The hypothesis is that the medial prefrontal cortex is more of a conceptual sense of self and a conceptual sense of self is not a problem. It’s taking that conceptual sense of self too personally.

So where mindfulness comes in is it helps with two things. So if we bring in the reinforcement learning process we can say, ‘Well, does it feel to take something personally?’ ‘I love fuming and plotting revenge.’ It’s a painful process. We can bring awareness in by asking ourselves, ‘how’s that going for you taking things personally?’ Not in a ‘I told you so’ way, but with curiosity. So we can start to see the lack of reward in taking things personally.

Which then helps us bring awareness to the next piece, which is that awareness itself can feel better than being identified with ourselves. That kind of curious awareness itself feels better. And so when we’re caught up in anxiety we just bring in that awareness and curiosity. ‘Oh, so that’s what anxiety feels like.’

For example, in our ‘Unwinding Anxiety’ program, on day one, we walk people through the idea that they have this inherent capability of being curious, by saying, “Okay. You’re anxious. Let’s go there. Check in your body to see where you feel anxiety most strongly. And now tell me is it stronger on the right side or the left side?
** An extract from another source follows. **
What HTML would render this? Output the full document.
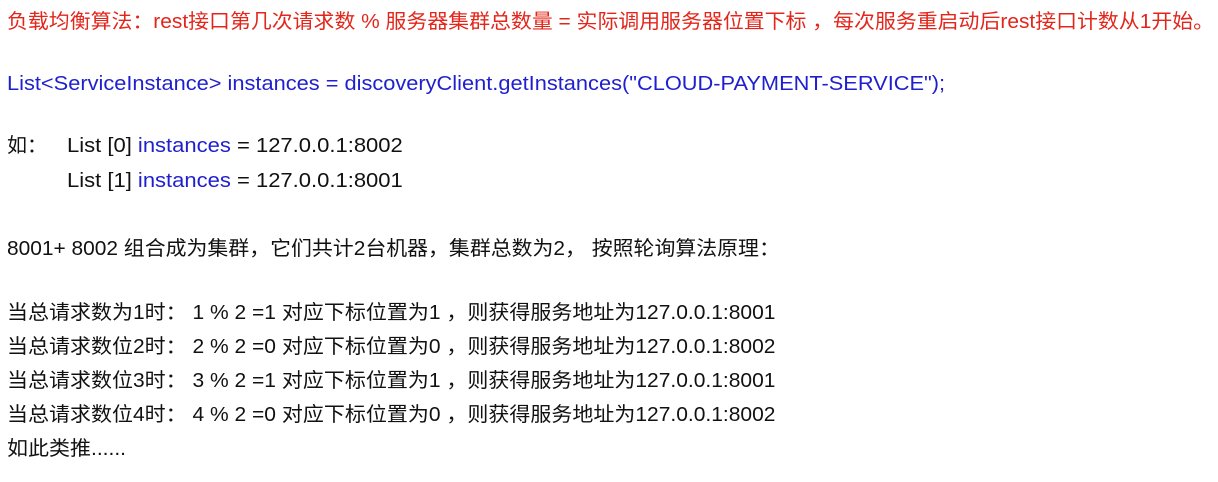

And they have to explore, ‘Is it on the right side more than the left side?’ Now what does this do?

It opens us to curiosity. The answer is that it doesn’t matter what side it’s on. What matters is they just touched into their inherent capacity to be curious. This is on day one. And then they can just go from there.

We can bring this kind curious awareness even to the worst of things and start to crack that a little bit. With this inherent capacity that we have, it feels better. It’s not like anxiety vanishes, but it helps us see, ‘Oh. I can actually be with this.’ Which is better than running away from it.